The stance highlights the fine balance the world’s third-biggest oil importer and consumer is seeking to strike between securing energy supplies and avoiding LNG cargoes on which the U.S. has ​placed sanctions, which are harder to disguise and carry greater compliance risk. It also underscores the limits of Moscow’s ability ​to pivot its LNG exports to new markets.

India’s reluctance has left an LNG cargo from Russia’s U.S.-sanctioned Portovaya ⁠plant in the Baltic Sea unable to discharge, despite indicating India as its destination in mid-April, one of the sources said. The ​vessel was tracked despite documentation suggesting the cargo was non-Russian, the source added.

Reuters had reported in mid-April, citing LSEG shipping data, that the ​138,200-cubic-metre tanker Kunpeng was heading to the Dahej LNG import terminal in western India. The vessel is now near Singaporean waters with no destination broadcast, according to LSEG.

India, the biggest buyer of Russian seaborne crude, conveyed its decision not to buy LNG that was under sanction to Russia’s Deputy Energy Minister Pavel ​Sorokin during his April 30 visit, when he met Indian officials including Petroleum and Natural Gas Minister Hardeep Singh Puri, one of ​the sources said. It was their second meeting in as many months, and Sorokin could return in June for further talks, said the source.

India’s purchases of Russian crude have meanwhile continued unabated, aided by a temporary waiver of U.S. sanctions introduced to help countries cope with an energy crisis resulting from the U.S.-Israeli war on Iran, which began on February 28.

Arctic LNG 2 is Russia’s other export plant subject to U.S. sanctions. Washington stepped ​up sanctions on the LNG ​plants in early 2025 over ⁠Russia’s war on Ukraine.  

While crude oil cargoes can be hidden through ship-to-ship transfers at sea, LNG shipments are far harder to conceal from satellite tracking. 

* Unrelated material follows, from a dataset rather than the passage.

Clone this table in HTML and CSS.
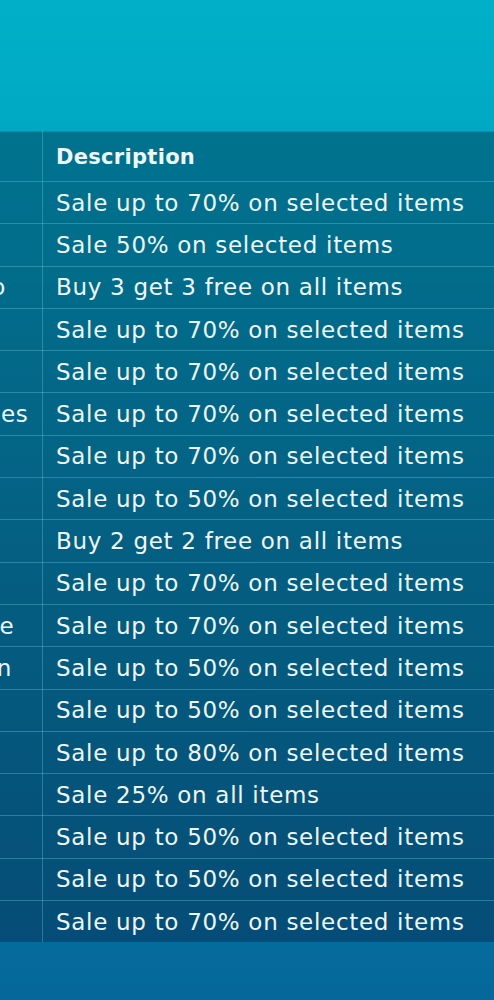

While India is open to buying authorised ​Russian LNG, most of those volumes are committed to Europe, Reuters notes. Meanwhile, China remains ⁠a major buyer of both sanctioned and unsanctioned Russian LNG. Moscow is also seeking long-term deals to supply India with LNG and fertilizers such as potash, phosphorus and urea, the source added.

Before the Iran conflict disrupted shipping through the Strait of Hormuz, India was meeting half of its ⁠gas consumption ​through imports, about 60% of which had come through the waterway. More than ​half of its crude supplies came the same way.

Indian Prime Minister Narendra Modi on Sunday urged people to conserve fuel and foreign exchange by working from home, limiting foreign ​travel and reducing imports of gold and edible oil.